Young Bradman

119 Bradman or machine? Another reason was that the sheer number of boys compared to teachers meant a boy did not have much individual attention, the only way to bring out what was natural to him. Instead you had coaching ‘on mass- production lines’ in the words of Walter Robins (‘probably the best pal I had in England’, Bradman said in old age). Robins in 1949 saw many shortcomings – too few coaches, who mostly were not very knowledgeable. Nor did Robins know how to solve it, ‘unless it is possible to set up some central school of instruction’. That implied only more mass-production. And critics had the cheek to call the self-taught Hobbs, Hammond, and Bradman, the mechanical ones. Yet so many said it, there must have been something in it. Trevor Bailey grew up in the 1930s using a bat with Bradman’s (mass-produced) signature, and bowled at him during three of his centuries in 1948. Bradman was his hero. Bailey opened his book The Greatest of my Time with Bradman. Of all batsmen, ‘he is the one I would most like to have on my side’, he concluded, but not the one Bailey most wanted to watch, ‘for he appeared too machine-like’. Did Bailey merely mean that Bradman was without flaws? CLR James was one of the few to challenge the verdict of ‘machine-like’ batting: ‘This is absurd. I have seen some of his greatest innings and I do not wish to see anything finer.’ Opinions differed likewise when men tried to explain how Bradman did it. Colin Cowdrey, for one, connected the two.

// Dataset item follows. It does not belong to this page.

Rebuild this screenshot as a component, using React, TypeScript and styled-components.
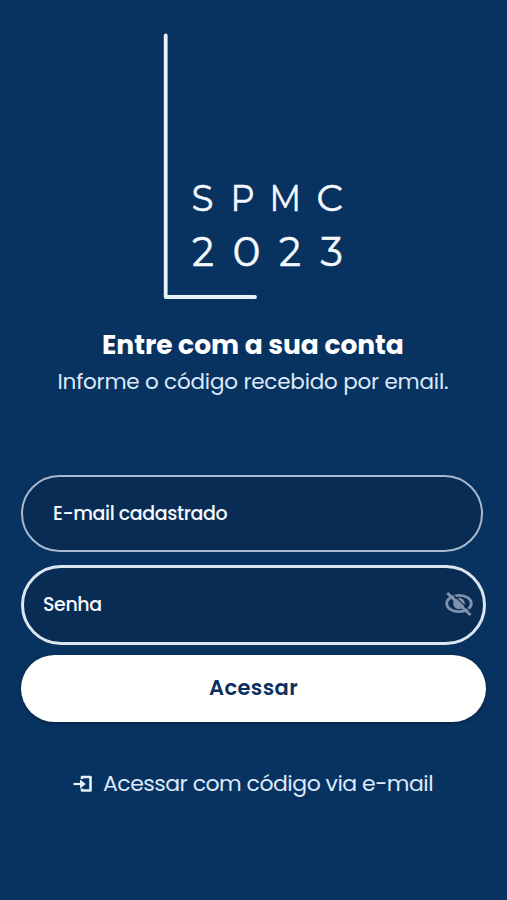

In the Australian summer of 1965/66, he taught Bradman real tennis in Melbourne one Sunday morning. ‘He was visibly excited,’ Cowdrey recalled in his autobiography ten years later. Bradman had Cowdrey go through the rules for him (‘by the time we began playing a game he understood every tactical situation perfectly’) and, aged 57, staggered the 33-year-old Cowdrey with his speed. Cowdrey was in awe: ‘I was aware not of a man but a machine whirring at my elbow. He was conscious of no mortal thing outside those walls. His concentration and determination were absolute.’ Cowdrey may have reached for the metaphor of machine because it was so unusual for him, an extremely talented games-player, to meet anyone better than him. That could have unsettled his self-confidence. As so often, when men tell stories about Bradman, they tell us more about themselves.